A satellite is an additional portion of the machine that runs at a slightly higher or lower suction pressure.
Typically, the idea is to save energy by only using the capacity that is required to maintain the colder temps or by grouping the higher temperature circuits together and running them at a higher pressure.
I'm sure you understand compression ratio: The ratio of absolute discharge to absolute suction (with absolute being gauge pressure + 14.7, if at sea level).
The higher the compression ratio, the less efficient the compressor is. This has to do with the amount of piston travel needed to re-expand the vapor that is trapped in the clearance between the top of the piston and the bottom of the valve plate.

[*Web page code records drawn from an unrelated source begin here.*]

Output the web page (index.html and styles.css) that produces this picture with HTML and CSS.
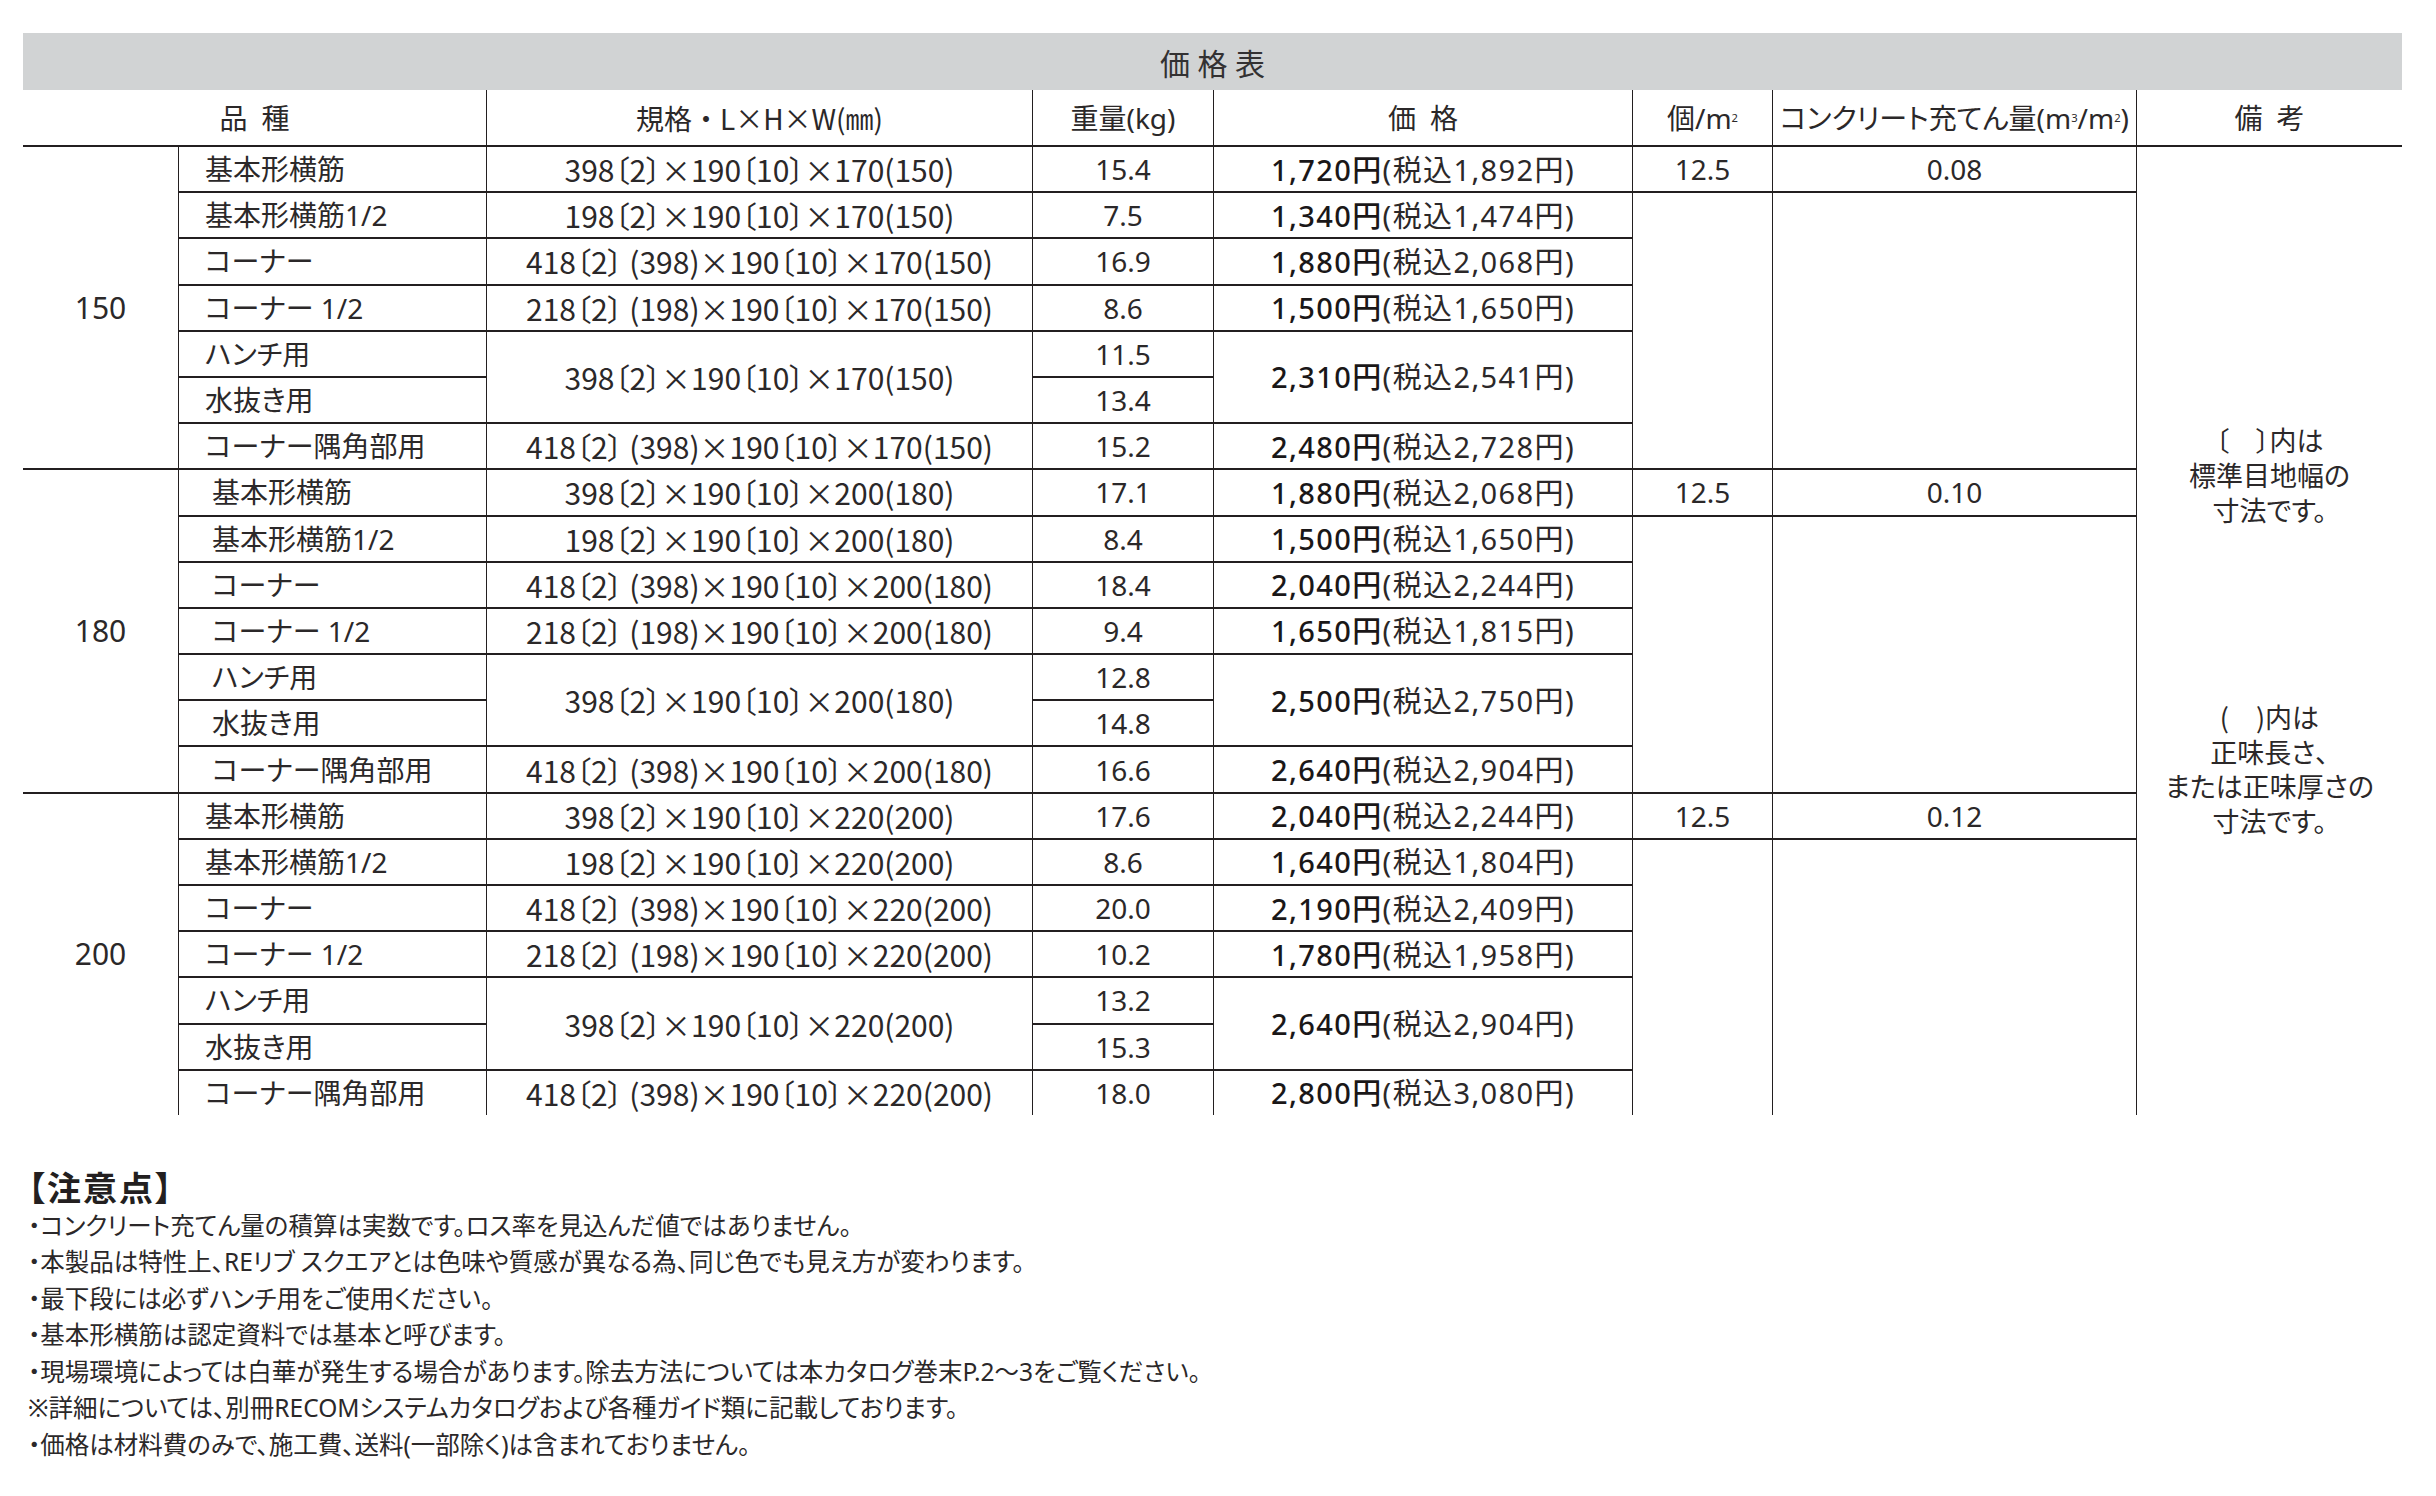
FILE: index.html
```html
<!DOCTYPE html>
<html lang="ja">
<head>
<meta charset="utf-8">
<title>価格表</title>
<link rel="stylesheet" href="styles.css">
</head>
<body>
<div class="page">
  <section class="sheet">
    <div class="title">価格表</div>
    <div class="grid">
      <div class="cell head first c2">品&ensp;種</div>
      <div class="cell head cjk">規格・L×H×W(㎜)</div>
      <div class="cell head">重量(kg)</div>
      <div class="cell head">価&ensp;格</div>
      <div class="cell head">個/m<sup>2</sup></div>
      <div class="cell head">コンクリート充てん量(m<sup>3</sup>/m<sup>2</sup>)</div>
      <div class="cell head">備&ensp;考</div>

      <!-- 150 -->
      <div class="cell first grp r7">150</div>
      <div class="cell name">基本形横筋</div>
      <div class="cell spec">398〔2〕×190〔10〕×170(150)</div>
      <div class="cell">15.4</div>
      <div class="cell price"><b>1,720円</b>(税込1,892円)</div>
      <div class="cell">12.5</div>
      <div class="cell">0.08</div>
      <div class="cell remarks r21">〔　〕内は<br>標準目地幅の<br>寸法です。<br><br><br><br><br><br>(　)内は<br>正味長さ、<br>または正味厚さの<br>寸法です。</div>

      <div class="cell name">基本形横筋1/2</div>
      <div class="cell spec">198〔2〕×190〔10〕×170(150)</div>
      <div class="cell">7.5</div>
      <div class="cell price"><b>1,340円</b>(税込1,474円)</div>
      <div class="cell r6"></div>
      <div class="cell r6"></div>

      <div class="cell name">コーナー</div>
      <div class="cell spec">418〔2〕 (398)×190〔10〕×170(150)</div>
      <div class="cell">16.9</div>
      <div class="cell price"><b>1,880円</b>(税込2,068円)</div>

      <div class="cell name">コーナー 1/2</div>
      <div class="cell spec">218〔2〕 (198)×190〔10〕×170(150)</div>
      <div class="cell">8.6</div>
      <div class="cell price"><b>1,500円</b>(税込1,650円)</div>

      <div class="cell name">ハンチ用</div>
      <div class="cell spec r2">398〔2〕×190〔10〕×170(150)</div>
      <div class="cell">11.5</div>
      <div class="cell price r2"><b>2,310円</b>(税込2,541円)</div>
      <div class="cell name">水抜き用</div>
      <div class="cell">13.4</div>

      <div class="cell name">コーナー隅角部用</div>
      <div class="cell spec">418〔2〕 (398)×190〔10〕×170(150)</div>
      <div class="cell">15.2</div>
      <div class="cell price"><b>2,480円</b>(税込2,728円)</div>

      <!-- 180 -->
      <div class="cell first grp r7">180</div>
      <div class="cell name ind">基本形横筋</div>
      <div class="cell spec">398〔2〕×190〔10〕×200(180)</div>
      <div class="cell">17.1</div>
      <div class="cell price"><b>1,880円</b>(税込2,068円)</div>
      <div class="cell">12.5</div>
      <div class="cell">0.10</div>

      <div class="cell name ind">基本形横筋1/2</div>
      <div class="cell spec">198〔2〕×190〔10〕×200(180)</div>
      <div class="cell">8.4</div>
      <div class="cell price"><b>1,500円</b>(税込1,650円)</div>
      <div class="cell r6"></div>
      <div class="cell r6"></div>

      <div class="cell name ind">コーナー</div>
      <div class="cell spec">418〔2〕 (398)×190〔10〕×200(180)</div>
      <div class="cell">18.4</div>
      <div class="cell price"><b>2,040円</b>(税込2,244円)</div>

      <div class="cell name ind">コーナー 1/2</div>
      <div class="cell spec">218〔2〕 (198)×190〔10〕×200(180)</div>
      <div class="cell">9.4</div>
      <div class="cell price"><b>1,650円</b>(税込1,815円)</div>

      <div class="cell name ind">ハンチ用</div>
      <div class="cell spec r2">398〔2〕×190〔10〕×200(180)</div>
      <div class="cell">12.8</div>
      <div class="cell price r2"><b>2,500円</b>(税込2,750円)</div>
      <div class="cell name ind">水抜き用</div>
      <div class="cell">14.8</div>

      <div class="cell name ind">コーナー隅角部用</div>
      <div class="cell spec">418〔2〕 (398)×190〔10〕×200(180)</div>
      <div class="cell">16.6</div>
      <div class="cell price"><b>2,640円</b>(税込2,904円)</div>

      <!-- 200 -->
      <div class="cell first grp r7">200</div>
      <div class="cell name">基本形横筋</div>
      <div class="cell spec">398〔2〕×190〔10〕×220(200)</div>
      <div class="cell">17.6</div>
      <div class="cell price"><b>2,040円</b>(税込2,244円)</div>
      <div class="cell">12.5</div>
      <div class="cell">0.12</div>

      <div class="cell name">基本形横筋1/2</div>
      <div class="cell spec">198〔2〕×190〔10〕×220(200)</div>
      <div class="cell">8.6</div>
      <div class="cell price"><b>1,640円</b>(税込1,804円)</div>
      <div class="cell r6"></div>
      <div class="cell r6"></div>

      <div class="cell name">コーナー</div>
      <div class="cell spec">418〔2〕 (398)×190〔10〕×220(200)</div>
      <div class="cell">20.0</div>
      <div class="cell price"><b>2,190円</b>(税込2,409円)</div>

      <div class="cell name">コーナー 1/2</div>
      <div class="cell spec">218〔2〕 (198)×190〔10〕×220(200)</div>
      <div class="cell">10.2</div>
      <div class="cell price"><b>1,780円</b>(税込1,958円)</div>

      <div class="cell name">ハンチ用</div>
      <div class="cell spec r2">398〔2〕×190〔10〕×220(200)</div>
      <div class="cell">13.2</div>
      <div class="cell price r2"><b>2,640円</b>(税込2,904円)</div>
      <div class="cell name">水抜き用</div>
      <div class="cell">15.3</div>

      <div class="cell name">コーナー隅角部用</div>
      <div class="cell spec">418〔2〕 (398)×190〔10〕×220(200)</div>
      <div class="cell">18.0</div>
      <div class="cell price"><b>2,800円</b>(税込3,080円)</div>
    </div>
  </section>

  <section class="notes">
    <h2 class="notes-title">【注意点】</h2>
    <p>・コンクリート充てん量の積算は実数です。ロス率を見込んだ値ではありません。</p>
    <p>・本製品は特性上、REリブ スクエアとは色味や質感が異なる為、同じ色でも見え方が変わります。</p>
    <p>・最下段には必ずハンチ用をご使用ください。</p>
    <p>・基本形横筋は認定資料では基本と呼びます。</p>
    <p>・現場環境によっては白華が発生する場合があります。除去方法については本カタログ巻末P.2～3をご覧ください。</p>
    <p>※詳細については、別冊RECOMシステムカタログおよび各種ガイド類に記載しております。</p>
    <p>・価格は材料費のみで、施工費、送料(一部除く)は含まれておりません。</p>
  </section>
</div>
</body>
</html>
```

FILE: styles.css
```css
html, body {
  margin: 0;
  padding: 0;
  background: #ffffff;
}

body {
  color: #231f20;
  font-family: "Noto Sans", "Noto Sans CJK JP", sans-serif;
}

.page {
  padding: 33px 0 0 23px;
}

.sheet {
  width: 2379px;
}

.title {
  height: 57px;
  background: #d1d3d4;
  display: flex;
  align-items: center;
  justify-content: center;
  font-family: "Noto Sans CJK JP", sans-serif;
  font-size: 30px;
  letter-spacing: 0.25em;
  padding-left: 0.25em;
  box-sizing: border-box;
  color: #333132;
}

.grid {
  display: grid;
  grid-template-columns: 155px 308px 546px 181px 419px 140px 364px 266px;
  grid-template-rows: 55px repeat(21, 46.19px);
  font-feature-settings: "palt";
}

.cell {
  display: flex;
  align-items: center;
  justify-content: center;
  box-sizing: border-box;
  border-left: 1px solid #231f20;
  border-top: 2px solid #231f20;
  font-size: 28px;
  line-height: 1;
  white-space: nowrap;
  color: #2b2829;
}

.cell.head {
  border-top: none;
}

.cell.first {
  border-left: none;
}

.cell.cjk {
  font-family: "Noto Sans CJK JP", sans-serif;
  font-feature-settings: normal;
}

.c2 { grid-column: span 2; }
.r2 { grid-row: span 2; }
.r6 { grid-row: span 6; }
.r7 { grid-row: span 7; }
.r21 { grid-row: span 21; }

.grp {
  font-size: 30px;
}

.name {
  justify-content: flex-start;
  padding-left: 26px;
}

.name.ind {
  padding-left: 33px;
}

.spec {
  font-family: "Noto Sans CJK JP", sans-serif;
  font-size: 30px;
}

.price {
  font-size: 29px;
  letter-spacing: 1.4px;
}

.price b {
  font-weight: 500;
  color: #1a1718;
}

.head sup {
  font-size: 0.4em;
  line-height: 0;
  vertical-align: 1.3em;
}

.remarks {
  font-family: "Noto Sans CJK JP", sans-serif;
  font-size: 27px;
  line-height: 34.6px;
  text-align: center;
}

.notes {
  margin-top: 51px;
  padding-left: 5px;
  font-feature-settings: "palt";
}

.notes-title {
  margin: 0;
  font-family: "Noto Sans CJK JP", sans-serif;
  font-size: 34px;
  font-weight: 700;
  line-height: 42px;
  letter-spacing: 2px;
}

.notes p {
  margin: 0;
  font-size: 24.5px;
  line-height: 36.5px;
  color: #2b2829;
}
```
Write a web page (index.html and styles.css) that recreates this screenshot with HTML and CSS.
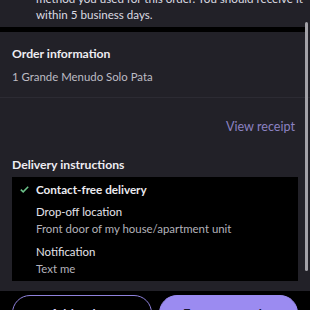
FILE: index.html
```html
<!DOCTYPE html>
<html>
<head>
<meta charset="utf-8">
<link rel="stylesheet" href="styles.css">
</head>
<body>
<div class="screen">
  <div class="intro">
    <div class="intro-line">method you used for this order. You should receive it</div>
    <div class="intro-line">within 5 business days.</div>
  </div>
  <div class="divider-bar"></div>
  <section class="order">
    <h2 class="heading">Order information</h2>
    <div class="item">1 Grande Menudo Solo Pata</div>
  </section>
  <div class="receipt-row"><a class="receipt-link">View receipt</a></div>
  <section class="delivery">
    <h2 class="heading">Delivery instructions</h2>
    <div class="box">
      <div class="contact">
        <svg class="check" width="9" height="7" viewBox="0 0 9 7"><path d="M0.8 3.6 L3.2 5.9 L8.2 0.8" fill="none" stroke="#6cc38a" stroke-width="1.5"/></svg>
        <span>Contact-free delivery</span>
      </div>
      <div class="detail">
        <div class="label">Drop-off location</div>
        <div class="value">Front door of my house/apartment unit</div>
      </div>
      <div class="detail">
        <div class="label">Notification</div>
        <div class="value">Text me</div>
      </div>
    </div>
  </section>
  <div class="footer">
    <button class="btn btn-outline">Add to bag</button>
    <button class="btn btn-fill">Express reorder</button>
  </div>
  <div class="scrollbar"></div>
</div>
</body>
</html>
```
FILE: styles.css
```css
html, body {
  margin: 0;
  padding: 0;
  background: #222128;
}
.screen {
  position: relative;
  width: 310px;
  height: 310px;
  overflow: hidden;
  font-family: "Lato", "Noto Sans", sans-serif;
  color: #e9e8ee;
}
.intro {
  margin-top: -9px;
  padding: 0 8px 4px 36px;
  font-size: 11.6px;
  line-height: 16px;
  color: #dcdbe2;
  white-space: nowrap;
}
.divider-bar {
  height: 5px;
  background: #000;
  margin-right: 5px;
}
.order {
  padding: 12px 12px 10px;
  border-bottom: 1px solid #2c2b33;
}
.heading {
  margin: 0;
  font-size: 12.2px;
  font-weight: 700;
  line-height: 20px;
  color: #eeedf2;
}
.item {
  margin-top: 3px;
  font-size: 11.4px;
  line-height: 20px;
  color: #bdbcc4;
}
.receipt-row {
  display: flex;
  justify-content: flex-end;
  padding: 19px 15px 0;
}
.receipt-link {
  font-size: 12.6px;
  line-height: 20px;
  color: #8b82c2;
}
.delivery {
  padding: 18px 12px 0;
}
.delivery .heading {
  margin-bottom: 2px;
}
.box {
  background: #000;
  padding: 4px 0 4px 0;
  display: flex;
  flex-direction: column;
  gap: 7px;
}
.contact {
  display: flex;
  align-items: center;
  gap: 7px;
  padding-left: 8px;
  font-size: 11.7px;
  font-weight: 700;
  line-height: 16px;
  color: #ecebf0;
}
.check {
  margin-top: 1px;
}
.detail {
  padding-left: 24px;
  font-size: 11.4px;
  line-height: 16px;
}
.label {
  color: #e4e3ea;
}
.value {
  margin-top: 1px;
  color: #b3b2ba;
}
.footer {
  margin-top: 10px;
  background: #000;
  padding: 4px 12px 0;
  display: flex;
  gap: 7px;
  height: 40px;
}
.btn {
  flex: 1;
  height: 38px;
  border-radius: 18px;
  font-family: inherit;
  font-size: 13px;
  font-weight: 700;
  padding: 0;
}
.btn-outline {
  background: transparent;
  border: 1.5px solid #8f82dc;
  color: #d6d0f7;
}
.btn-fill {
  background: #9b8bf1;
  border: 1.5px solid #9b8bf1;
  color: #1b1830;
}
.scrollbar {
  position: absolute;
  left: 305px;
  top: 22px;
  width: 2.5px;
  height: 249px;
  border-radius: 2px;
  background: #a3a2a8;
}
```
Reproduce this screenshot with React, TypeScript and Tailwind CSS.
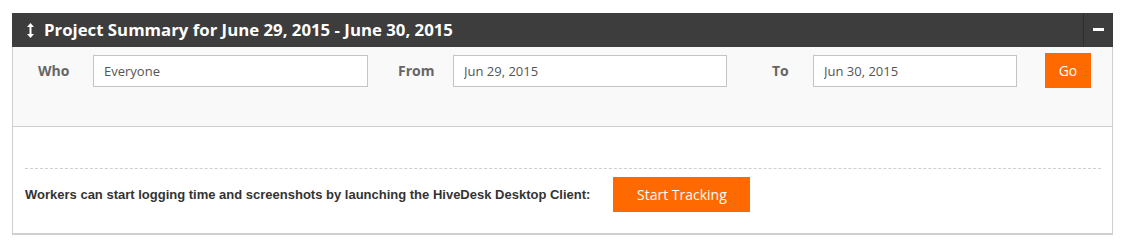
import React from "react";

export default function App() {
  return (
    <div className="w-[1125px] h-[246px] bg-white pt-[13px] pl-[12px]" style={{ fontFamily: '"Open Sans", sans-serif' }}>
      <div className="w-[1101px]">
        {/* Header */}
        <div className="h-[34px] bg-[#3d3d3d] flex items-center text-white">
          <div className="w-[32px] flex justify-center pl-[4px]">
            <svg width="7" height="15" viewBox="0 0 7 15">
              <path d="M3.5 0 L7 4 L4.5 4 L4.5 11 L7 11 L3.5 15 L0 11 L2.5 11 L2.5 4 L0 4 Z" fill="#ffffff" />
            </svg>
          </div>
          <div className="flex-1 text-[16.8px] font-bold leading-none">
            Project Summary for June 29, 2015 - June 30, 2015
          </div>
          <div className="w-[30px] h-full border-l border-[#2e2e2e] flex items-center justify-center">
            <div className="w-[11px] h-[3px] bg-white mt-[-1px]" />
          </div>
        </div>
        {/* Filters */}
        <div className="h-[80px] bg-[#f9f9f9] border-l border-r border-b border-[#cfcfcf] pt-[7px]">
          <div className="flex items-center h-[33px] text-[14px]">
            <label className="ml-[25px] w-[30px] font-bold text-[#666]">Who</label>
            <input
              readOnly
              value="Everyone"
              className="ml-[25px] w-[275px] h-[32px] bg-white border border-[#c4c4c4] px-[10px] text-[13px] text-[#555] outline-none"
            />
            <label className="ml-[30px] w-[35px] font-bold text-[#666]">From</label>
            <input
              readOnly
              value="Jun 29, 2015"
              className="ml-[20px] w-[274px] h-[32px] bg-white border border-[#c4c4c4] px-[10px] text-[13px] text-[#555] outline-none"
            />
            <label className="ml-[45px] w-[17px] font-bold text-[#666]">To</label>
            <input
              readOnly
              value="Jun 30, 2015"
              className="ml-[24px] w-[204px] h-[32px] bg-white border border-[#c4c4c4] px-[10px] text-[13px] text-[#555] outline-none"
            />
            <button className="ml-[28px] w-[46px] h-[35px] bg-[#ff6a00] text-white text-[14px] mt-[-1px]">
              Go
            </button>
          </div>
        </div>
        {/* Content */}
        <div className="h-[108px] bg-white border-l border-r border-[#cfcfcf] border-b-2 border-b-[#cfcfcf] px-[12px] pt-[41px]">
          <div className="border-t border-dashed border-[#cfcfcf] w-[1076px]" />
          <div className="flex items-center mt-[8px]">
            <span
              className="text-[13px] font-bold text-[#333]"
              style={{ fontFamily: '"Liberation Sans", Arial, sans-serif' }}
            >
              Workers can start logging time and screenshots by launching the HiveDesk Desktop Client:
            </span>
            <button className="ml-[23px] w-[137px] h-[35px] bg-[#ff6a00] text-white text-[14px]">
              Start Tracking
            </button>
          </div>
        </div>
      </div>
    </div>
  );
}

So, if you can isolate the system operating at the lowest saturated suction temperature by piping it to its own compressor (the satellite compressor), the remainder of the compressors on the rack can operate at a higher saturated suction temperature, meaning more efficiently. No need to operate the entire rack at -25 SST to satisfy the 24' of ice cream cases. Use a satellite for this, and operate the rest of the rack at whatever the FF cases require...say -15 SST. This translates into less $$ on the power bill at the end of the month.
Here's an example:
A 3D compressor operating at -25 SST and 105 SCT has a capacity of 46,300 Btu. The same compressor operating at a -20 SST and 105 SCT has a condenser 50,500 Btu. That's a 10 increase in capacity, simply by operating at a higher SST.